Additional data sets, which were not previously available have also been included in the analysis. All the holdings-level agricultural census data available in the UK from 1990 to 2019 have now been included. The CROME data set, covering crops in England, has been added.

We have improved the accuracy of how we represent crop-grass rotations, using the idea of “life tables” or age-specific transition probabilities, from population modelling. The life table probabilities are based on an analysis of the data available data from IACS, CROME, LCM, and LCC, and these all show consistent patterns. Of these, IACS has much the longest time span of data, and is the dominant source of information. Using this method, the observed frequencies of transitions from crop to grassland as a function of cropland age (and v.v. for grassland) are now reproduced in the land-use vectors, and thereby approximate the observed frequency of crop-grass rotations.

Since land-use change is now represented spatially, we can separately identify that occurring on mineral soils and organic soils. In summary form, land-use vectors and the matrices of land-use change are now provided separately for mineral and organic soils for each DA.

The land-use change output data are provided as space-time data cubes at 100-m and 1000-m resolution for the period 1950-2020. These are also provided in summary (non-spatial) form as the set of unique land-use vectors, and the matrices of land-use change. In principle, many thousand samples of the posterior distribution are available (currently 20000 samples of the matrices are stored per DA). Many samples of the mapped and vector data can be provided from these, given practical computing and storage constraints, but the optimal way to produce these depends on how they are used in the LULUCF inventory work, and this is open to discussion. Storing land use as a 71-digit character string at 91 million locations (for the time period 1950-2020 at 100-m resolution) requires ~50 MB, or ~5MB in vector summary form, and much less at 1-km resolution.

The workflow for the project uses a “Make”-like paradigm to maintain a reproducible workflow, implemented in the R “targets” package (https://books.ropensci.org/targets/). This means that the dependencies among functions and input data are analysed dynamically and stored in a hash table. Any changes to source code functions or input data are detected automatically, and only the invalidated components re-run as necessary. This has several advantages: forcing the workflow to be declared at a higher level of abstraction; only running the necessary computation, so saving run-time for tasks that are already up to date; and most importantly, providing tangible evidence that the results match the underlying code and data, and confirm the computation is reproducible. All the code is under version control on GitHub.

MCMC algorithms typically have to run for many iterations to produce an acceptable sample of the posterior, so that parameter estimates (the Beta matrices) are robust. For each year and each DA, the algorithm was run with nine MCMC chains for 200,000 iterations. Convergence was assessed by a standard method - comparing within-chain variance with among-chain variance via the Gelman-Rubin statistic. As chains move towards convergence, the value of this tends towards 1, and the standard test requires that this value is less than 1.1. This criterion is well met with this number of iterations.

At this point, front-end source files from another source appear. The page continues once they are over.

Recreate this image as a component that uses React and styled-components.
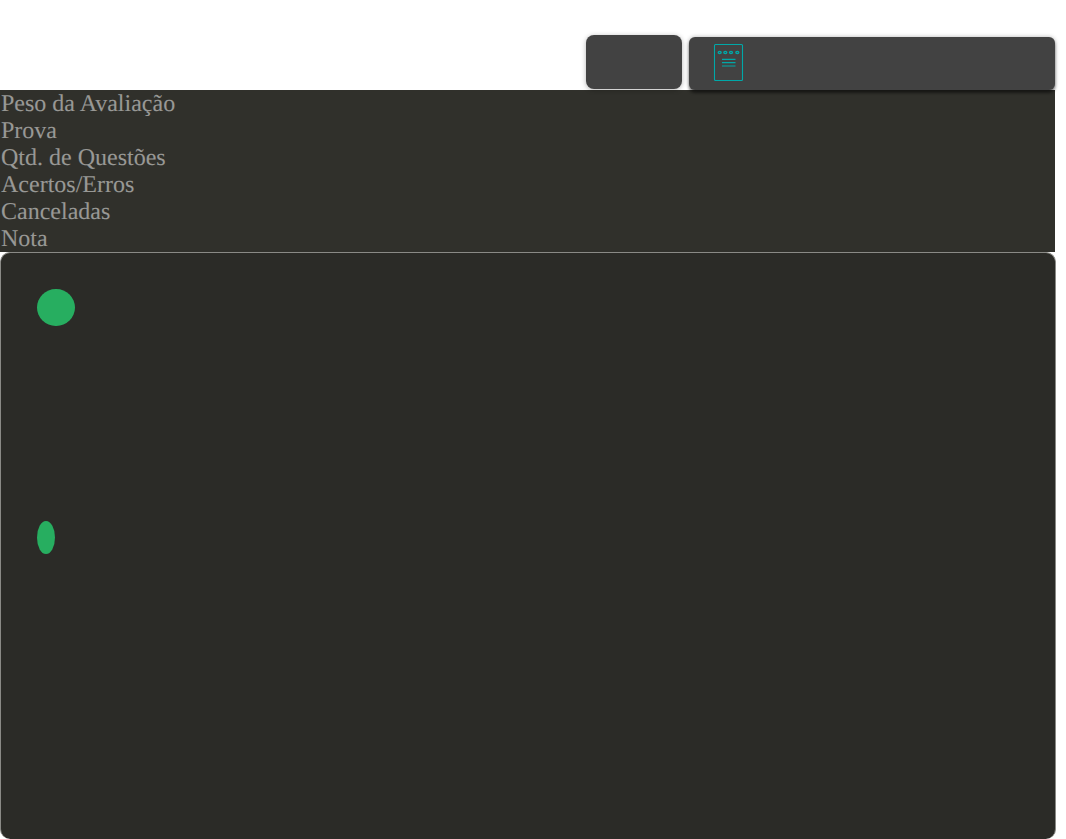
import React from "react";
import styled, { createGlobalStyle } from "styled-components";

const GlobalStyle = createGlobalStyle`
  html, body {
    margin: 0;
    padding: 0;
    background: #ffffff;
  }
  * {
    box-sizing: border-box;
  }
`;

const DocIcon = () => (
  <svg width="31" height="39" viewBox="0 0 31 39" fill="none" stroke="#00a8a8">
    <rect x="1.5" y="1.5" width="28" height="36" rx="1" strokeWidth="1.1" />
    <g strokeWidth="1.300">
      <ellipse cx="6.700" cy="9.500" rx="1.500" ry="1.100" />
      <ellipse cx="12.300" cy="9.500" rx="1.500" ry="1.100" />
      <ellipse cx="18" cy="9.500" rx="1.500" ry="1.100" />
      <ellipse cx="24.300" cy="9.500" rx="1.500" ry="1.100" />
    </g>
    <g strokeWidth="1.200">
      <path d="M9 16.300h13.500M9 19.700h13.500M9 23h13.500" />
    </g>
  </svg>
);

const headerLabels = [
  "Peso da Avaliação",
  "Prova",
  "Qtd. de Questões",
  "Acertos/Erros",
  "Canceladas",
  "Nota",
];

const App = () => {
  return (
    <>
      <GlobalStyle />
      <Page>
        <TopBar>
          <SmallCard />
          <WideCard>
            <DocIcon />
          </WideCard>
        </TopBar>
        <HeaderList>
          {headerLabels.map((label) => (
            <HeaderItem key={label}>{label}</HeaderItem>
          ))}
        </HeaderList>
        <Panel>
          <PanelRow>
            <Dot />
          </PanelRow>
          <PanelRow>
            <Oval />
          </PanelRow>
        </Panel>
      </Page>
    </>
  );
};

const Page = styled.div`
  width: 1056px;
  height: 839px;
  display: flex;
  flex-direction: column;
`;
const TopBar = styled.div`
  height: 90px;
  display: flex;
  justify-content: flex-end;
  align-items: flex-end;
  gap: 7px;
  padding-right: 1px;
  position: relative;
  z-index: 1;
`;
const SmallCard = styled.div`
  width: 96px;
  height: 54px;
  margin-bottom: 1px;
  background: #424242;
  border-radius: 8px;
  box-shadow: 0 1px 5px rgba(0, 0, 0, 0.3);
`;
const WideCard = styled.div`
  width: 366px;
  height: 53px;
  padding: 6px 0 0 24px;
  background: #424242;
  border-radius: 6px;
  box-shadow: 0 3px 3px rgba(0, 0, 0, 0.45), 0 0 4px rgba(0, 0, 0, 0.3);
`;
const HeaderList = styled.div`
  width: 1055px;
  height: 162px;
  padding-left: 1px;
  background: #30302b;
  font-family: "Liberation Serif", "Times New Roman", serif;
  font-size: 24px;
  color: #ffffff;
  text-rendering: geometricPrecision;
`;
const HeaderItem = styled.div`
  height: 27px;
  padding-top: 1px;
  line-height: 27px;
  opacity: 0.5;
`;
const Panel = styled.div`
  width: 1056px;
  height: 587px;
  padding: 35px 36px 0;
  background: #2b2b27;
  border: 1px solid #8a8a86;
  border-bottom: none;
  border-radius: 10px;
  display: flex;
  flex-direction: column;
`;
const PanelRow = styled.div`
  height: 233px;
`;
const Dot = styled.div`
  width: 37.500px;
  height: 37px;
  margin-top: 1px;
  border-radius: 50%;
  background: #27ae60;
`;
const Oval = styled.div`
  width: 18px;
  height: 33px;
  border-radius: 50%;
  background: #27ae60;
`;

export default App;
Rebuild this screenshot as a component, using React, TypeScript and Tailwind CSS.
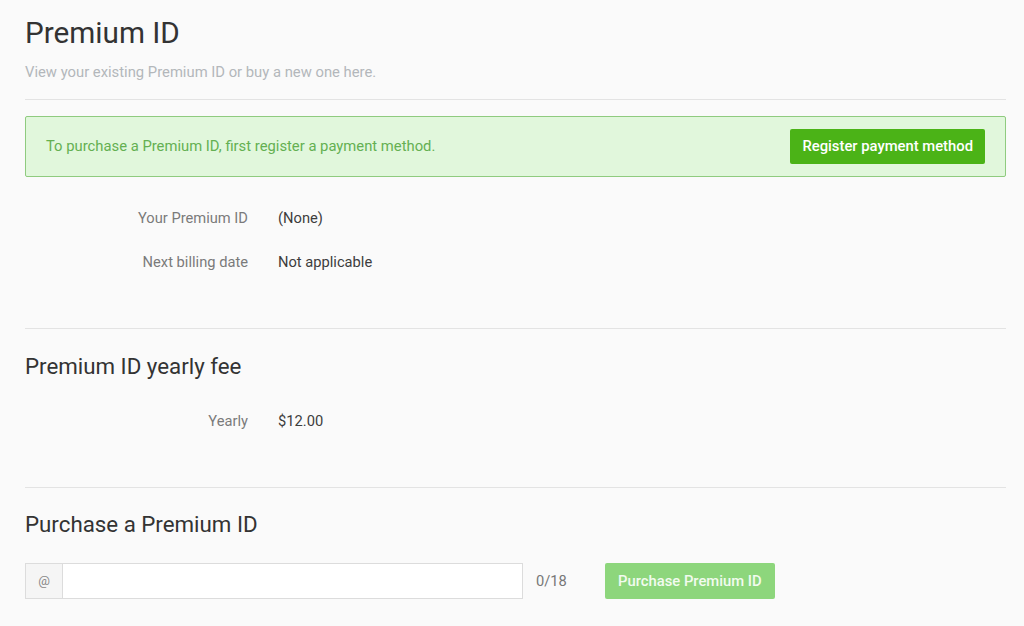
import React, { useState } from 'react';

const rows = [
  { label: 'Your Premium ID', value: '(None)' },
  { label: 'Next billing date', value: 'Not applicable' },
];

function InfoRow({ label, value, className = '' }: { label: string; value: string; className?: string }) {
  return (
    <div className={`flex items-center text-[14.7px] leading-[20px] ${className}`}>
      <div className="w-[223px] text-right text-[#7a7a7a]">{label}</div>
      <div className="ml-[30px] text-[#3d3d3d]">{value}</div>
    </div>
  );
}

export default function App() {
  const [premiumId, setPremiumId] = useState('');

  return (
    <div className="min-h-screen bg-[#fafafa] pl-[25px] pr-[18px] pt-[16px] font-['Roboto',_'Liberation_Sans',_sans-serif]">
      <h1 className="text-[29.7px] leading-[34px] text-[#333]">Premium ID</h1>
      <p className="mt-[12px] text-[14.8px] leading-[20px] text-[#b3b7bb]">
        View your existing Premium ID or buy a new one here.
      </p>
      <div className="mt-[17px] h-px bg-[#e3e3e3]" />

      <div className="mt-[16px] flex h-[61px] items-center justify-between rounded-[2px] border border-[#8fcb7f] bg-[#e1f7dc] pl-[20px] pr-[20px]">
        <span className="text-[14.8px] text-[#64b052]">To purchase a Premium ID, first register a payment method.</span>
        <button className="h-[35px] rounded-[2px] bg-[#4bb317] px-[12px] text-[14.8px] font-medium text-white">
          Register payment method
        </button>
      </div>

      <div className="mt-[31px] flex flex-col gap-[24px]">
        {rows.map(r => (
          <InfoRow key={r.label} label={r.label} value={r.value} />
        ))}
      </div>
      <div className="mt-[56px] h-px bg-[#e3e3e3]" />

      <h2 className="mt-[23px] text-[22.3px] leading-[28px] text-[#333]">Premium ID yearly fee</h2>
      <InfoRow className="mt-[31px]" label="Yearly" value="$12.00" />
      <div className="mt-[56px] h-px bg-[#e3e3e3]" />

      <h2 className="mt-[22px] text-[22.3px] leading-[28px] text-[#333]">Purchase a Premium ID</h2>
      <div className="mt-[25px] flex items-center">
        <div className="flex h-[36px] w-[498px] border border-[#dcdcdc] bg-white">
          <span className="flex w-[37px] items-center justify-center border-r border-[#dcdcdc] bg-[#f5f5f5] text-[13px] text-[#888]">@</span>
          <input
            value={premiumId}
            onChange={e => setPremiumId(e.target.value.slice(0, 18))}
            className="flex-1 px-[10px] text-[14px] outline-none"
          />
        </div>
        <span className="ml-[13px] text-[14.7px] text-[#777]">{premiumId.length}/18</span>
        <button className="ml-[38px] h-[36px] w-[170px] rounded-[2px] bg-[#8dd67c] text-[14.8px] font-medium text-[#f2fbef]">
          Purchase Premium ID
        </button>
      </div>
    </div>
  );
}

It is standard to discard “burn-in” samples prior to convergence, and to thin chains by a factor of ten to remove any autocorrelation. This yields around 16000 posterior Beta samples, which gives potentially the same number of posterior samples of the land-use vectors. However, it may be more practical to combine the calculation of fluxes into this code, without storing all the underlying data.

We produced a time series of maps describing our best estimate of land-use change given the available data, as well as the full posterior distribution of this space-time data cube. This quantifies the joint probability distribution of the parameters, and properly propagates the uncertainty from input data to final output. The output data has been summarised in the form of land-use vectors. The results show that we can provide improved estimates of past land-use change using this method. The main advantage of the approach is that it provides a coherent, generalised framework for combining multiple disparate sources of data, and adding additional sources of data is straightforward.